Nigerian billionaire Femi Otedola’s stake in the country’s oldest commercial bank, First Bank of Nigeria Holdings Plc (FBNH), has risen by more than $12 million in recent months, as shares in the financial services group rebounded strongly after falling below key levels.

According to data tracked by Billionaires.Africa, Otedola’s stake in FBNH has increased in value by N5.34 billion ($12.7 million) in the past 54 days, as investors continued to cherry-pick stakes in the commercial banking group after its price fell below N9 ($0.0214) in June.

FBNH is one of Nigeria’s largest financial services conglomerates. It is the non-operating holding company of First Bank of Nigeria Limited, the country’s oldest commercial bank, with active operations in 10 countries.
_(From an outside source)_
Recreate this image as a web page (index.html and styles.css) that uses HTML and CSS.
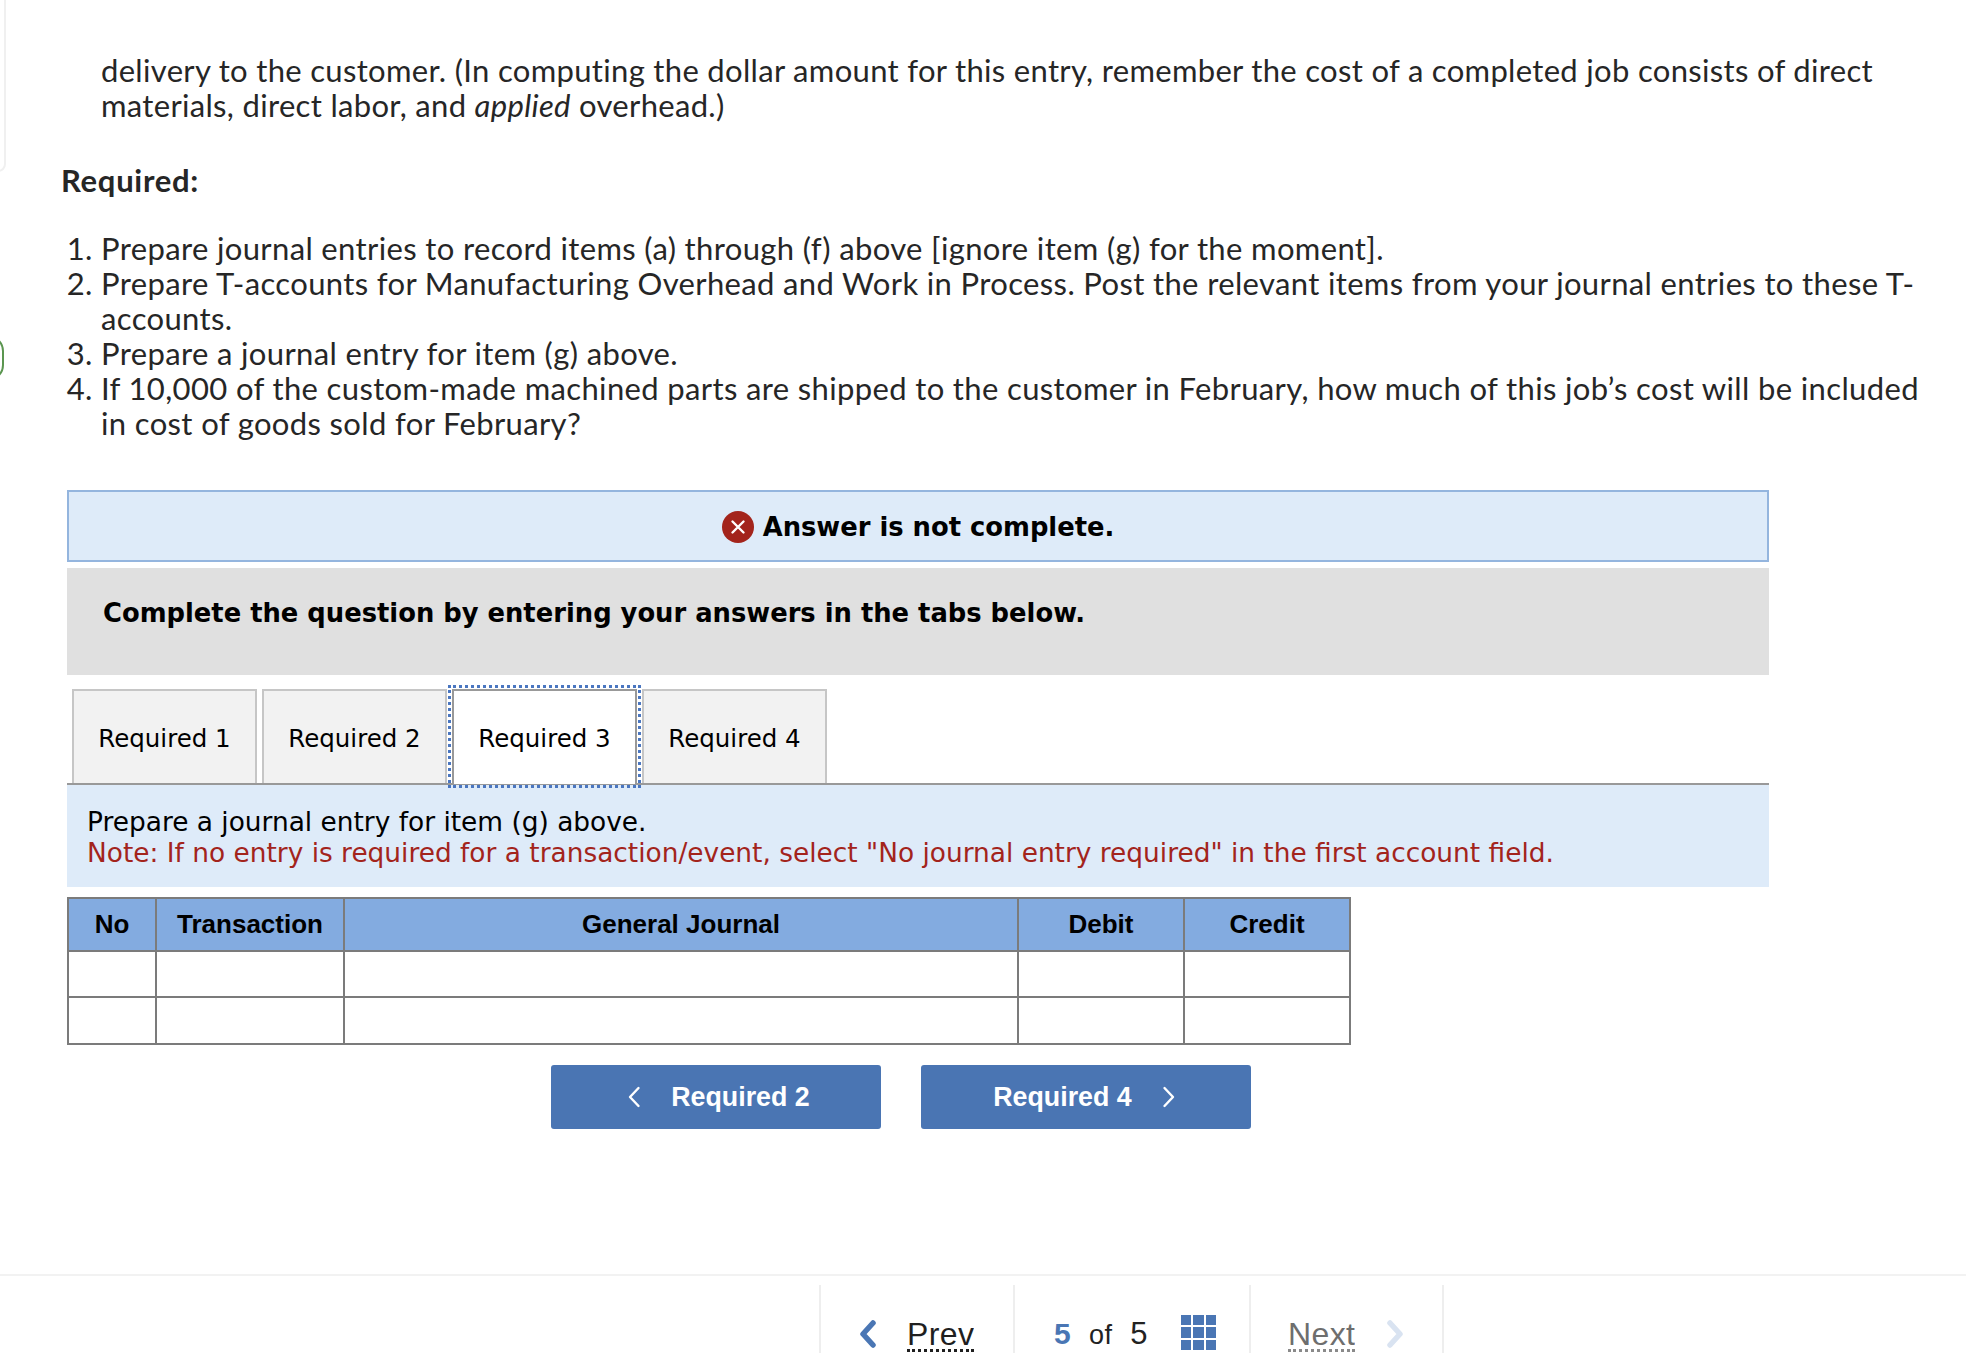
FILE: index.html
```html
<!DOCTYPE html>
<html lang="en">
<head>
<meta charset="utf-8">
<title>Required</title>
<link rel="stylesheet" href="styles.css">
</head>
<body>
<div class="edge-box"></div>
<div class="edge-arc"></div>
<main class="page">
  <p class="lead">delivery to the customer. (In computing the dollar amount for this entry, remember the cost of a completed job consists of direct<br>materials, direct labor, and <em>applied</em> overhead.)</p>
  <h2 class="req-title">Required:</h2>
  <ol class="req-list">
    <li>Prepare journal entries to record items (a) through (f) above [ignore item (g) for the moment].</li>
    <li>Prepare T-accounts for Manufacturing Overhead and Work in Process. Post the relevant items from your journal entries to these T-<br>accounts.</li>
    <li>Prepare a journal entry for item (g) above.</li>
    <li>If 10,000 of the custom-made machined parts are shipped to the customer in February, how much of this job’s cost will be included<br>in cost of goods sold for February?</li>
  </ol>
  <section class="panel">
    <div class="alert">
      <svg class="alert-icon" viewBox="0 0 32 32" aria-hidden="true"><circle cx="16" cy="16" r="16" fill="#a3241c"/><path d="M10.500 10.500l11 11M21.500 10.500l-11 11" stroke="#fff" stroke-width="2.400" stroke-linecap="round" fill="none"/></svg>
      <span>Answer is not complete.</span>
    </div>
    <div class="instruction">Complete the question by entering your answers in the tabs below.</div>
    <div class="tabs">
      <div class="tab">Required 1</div>
      <div class="tab">Required 2</div>
      <div class="tab tab-active">Required 3</div>
      <div class="tab">Required 4</div>
    </div>
    <div class="band">
      <div>Prepare a journal entry for item (g) above.</div>
      <div class="note">Note: If no entry is required for a transaction/event, select "No journal entry required" in the first account field.</div>
    </div>
    <table class="journal">
      <thead>
        <tr><th class="c-no">No</th><th class="c-tr">Transaction</th><th class="c-gj">General Journal</th><th class="c-amt">Debit</th><th class="c-amt">Credit</th></tr>
      </thead>
      <tbody>
        <tr><td></td><td></td><td></td><td></td><td></td></tr>
        <tr><td></td><td></td><td></td><td></td><td></td></tr>
      </tbody>
    </table>
    <div class="btn-row">
      <a class="btn btn-prev"><svg class="btn-chev" viewBox="0 0 14 22" aria-hidden="true"><path d="M11.500 2L3 11l8.500 9" fill="none" stroke="#fff" stroke-width="2.400" stroke-linecap="round" stroke-linejoin="round"/></svg><span>Required 2</span></a>
      <a class="btn btn-next"><span>Required 4</span><svg class="btn-chev" viewBox="0 0 14 22" aria-hidden="true"><path d="M2.500 2L11 11l-8.500 9" fill="none" stroke="#fff" stroke-width="2.400" stroke-linecap="round" stroke-linejoin="round"/></svg></a>
    </div>
  </section>
  <footer class="footer">
    <div class="foot-cell foot-prev">
      <svg class="foot-chev" viewBox="0 0 18 28" aria-hidden="true"><path d="M14 3L4 14l10 11" fill="none" stroke="#4a76b4" stroke-width="5.500" stroke-linecap="round" stroke-linejoin="round"/></svg>
      <span class="foot-link">Prev</span>
    </div>
    <div class="foot-cell foot-count">
      <b class="count-now">5</b><span class="count-of">of</span><span class="count-all">5</span>
      <span class="grid-icon" aria-hidden="true"><i></i><i></i><i></i><i></i><i></i><i></i><i></i><i></i><i></i></span>
    </div>
    <div class="foot-cell foot-next">
      <span class="foot-link foot-link-off">Next</span>
      <svg class="foot-chev" viewBox="0 0 18 28" aria-hidden="true"><path d="M4 3l10 11L4 25" fill="none" stroke="#d9e3f1" stroke-width="5.500" stroke-linecap="round" stroke-linejoin="round"/></svg>
    </div>
  </footer>
</main>
</body>
</html>
```

FILE: styles.css
```css
html, body {
  margin: 0;
  padding: 0;
  height: 1353px;
  overflow: hidden;
  background: #fff;
}
body {
  position: relative;
  font-family: "Lato", "Liberation Sans", sans-serif;
  color: #262626;
}
.edge-box {
  position: absolute;
  left: -20px;
  top: -10px;
  width: 22px;
  height: 178px;
  border: 2px solid #f0f0f0;
  border-radius: 8px;
}
.edge-arc {
  position: absolute;
  left: -40px;
  top: 335px;
  width: 44px;
  height: 46px;
  border: 2px solid #5b9650;
  border-radius: 16px;
  box-sizing: border-box;
}
.page {
  padding-top: 53px;
  font-size: 31px;
  line-height: 35px;
  letter-spacing: 0.36px;
}
.lead {
  margin: 0;
  padding-left: 101px;
  white-space: nowrap;
  letter-spacing: 0.32px;
}
.req-title {
  margin: 40px 0 33px 61px;
  font-size: 31px;
  line-height: 35px;
  font-weight: 700;
  letter-spacing: 0.7px;
}
.req-list {
  margin: 0 0 49px;
  padding-left: 101px;
  white-space: nowrap;
}
.panel {
  margin-left: 67px;
  width: 1702px;
  letter-spacing: 0;
}
.alert {
  display: flex;
  align-items: center;
  justify-content: center;
  gap: 9px;
  box-sizing: border-box;
  height: 72px;
  padding: 2px 0 0;
  background: #deebf9;
  border: 2px solid #94b5de;
  font-family: "DejaVu Sans", sans-serif;
  font-weight: 700;
  font-size: 25.800px;
  color: #000;
}
.alert-icon {
  width: 32px;
  height: 32px;
}
.instruction {
  margin-top: 6px;
  box-sizing: border-box;
  height: 107px;
  padding: 26px 36px 0;
  background: #e0e0e0;
  font-family: "DejaVu Sans", sans-serif;
  font-weight: 700;
  font-size: 25.800px;
  line-height: 38px;
  color: #000;
}
.tabs {
  display: flex;
  gap: 5px;
  margin-top: 14px;
  padding-left: 5px;
  border-bottom: 2px solid #999;
  height: 94px;
}
.tab {
  box-sizing: border-box;
  width: 185px;
  height: 94px;
  padding-top: 2px;
  display: flex;
  align-items: center;
  justify-content: center;
  background: #f2f2f2;
  border: 2px solid #c6c6c6;
  border-bottom: 0;
  font-family: "DejaVu Sans", sans-serif;
  font-size: 24.500px;
  color: #000;
}
.tab-active {
  height: 95px;
  padding-bottom: 1px;
  background: #fff;
  border-color: #999;
  outline: 3px dotted #4a76c0;
  outline-offset: 1px;
  position: relative;
}
.band {
  box-sizing: border-box;
  height: 102px;
  padding: 21px 20px 0;
  background: #deebf9;
  font-family: "DejaVu Sans", sans-serif;
  font-size: 26.400px;
  line-height: 31px;
  color: #000;
}
.note {
  color: #a3241c;
}
.journal {
  margin-top: 10px;
  width: 1282px;
  table-layout: fixed;
  border-collapse: collapse;
  font-family: "Liberation Sans", Arial, sans-serif;
}
.journal th, .journal td {
  box-sizing: border-box;
  border: 2px solid #7b7b7b;
  padding: 0;
}
.journal th {
  height: 53px;
  background: #83abe0;
  font-size: 26px;
  font-weight: 700;
  color: #000;
}
.journal td {
  height: 46px;
}
.journal tr:last-child td {
  height: 47px;
}
.c-no { width: 88px; }
.c-tr { width: 188px; }
.c-gj { width: 674px; }
.c-amt { width: 166px; }
.btn-row {
  display: flex;
  gap: 40px;
  margin-top: 20px;
  margin-left: 484px;
}
.btn {
  box-sizing: border-box;
  width: 330px;
  height: 64px;
  display: flex;
  align-items: center;
  justify-content: center;
  gap: 30px;
  background: #4a75b3;
  border-radius: 3px;
  color: #fff;
  font-family: "Liberation Sans", Arial, sans-serif;
  font-weight: 700;
  font-size: 26.800px;
}
.btn-prev { padding-left: 5px; }
.btn-next { padding-right: 3px; }
.btn-chev {
  width: 14px;
  height: 22px;
}
.footer {
  margin-top: 145px;
  border-top: 2px solid #f2f2f2;
  padding: 9px 0 0 819px;
  display: flex;
  height: 120px;
}
.foot-cell {
  box-sizing: border-box;
  border-left: 2px solid #eeeeee;
  display: flex;
  align-items: flex-start;
  padding-top: 31px;
  font-family: "Liberation Sans", Arial, sans-serif;
}
.foot-prev { width: 194px; padding-left: 38px; gap: 30px; }
.foot-count { width: 236px; padding-left: 39px; }
.foot-next { width: 195px; padding-left: 37px; gap: 31px; border-right: 2px solid #eeeeee; }
.foot-chev {
  width: 18px;
  height: 28px;
  margin-top: 4px;
}
.foot-link {
  font-size: 32px;
  line-height: 36px;
  color: #1f1f1f;
  border-bottom: 3px dotted #1f1f1f;
  height: 33px;
  overflow: hidden;
}
.foot-link-off {
  color: #6e6e6e;
  border-bottom-color: #8a8a8a;
}
.count-now {
  color: #4a76b4;
  font-size: 30px;
  line-height: 36px;
}
.count-of {
  margin-left: 18px;
  font-size: 27px;
  line-height: 38px;
  color: #222;
}
.count-all {
  margin-left: 18px;
  font-size: 31px;
  line-height: 36px;
  color: #222;
}
.grid-icon {
  margin: -1px 0 0 33px;
  width: 35px;
  height: 35px;
  display: grid;
  grid-template-columns: repeat(3, 1fr);
  grid-template-rows: repeat(3, 1fr);
  gap: 2px;
}
.grid-icon i {
  background: #4a76b4;
}
```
According to a flurry of trading updates published on the Nigerian Stock Exchange in June, Otedola sold 664,939,764 shares in four separate transactions, reducing his stake in the Nigerian lender from 2,717,282,140 shares, or 7.57 percent, to 2,052,342,376 shares, or 5.72 percent.

Shares in the financial group have increased by 31 percent since June 21, nearly 54 days ago, from N8.4 ($0.02) to N11 ($0.026) at the time of writing, amid renewed buying interest in the bank’s shares on the local bourse.

As a result of the double-digit increase in the shares of FBNH, the market value of Otedola’s 5.72 percent stake in FBNH has increased by N5.34 billion ($12.73 million), from N17.24 billion ($41.12 million) on June 21 to N22.58 billion ($53.85 million) at the time of writing this report.

The recent gains in his stake follow a dividend of N951.05 million ($2.29 million) from his equity stake in the financial services group that he received earlier this year.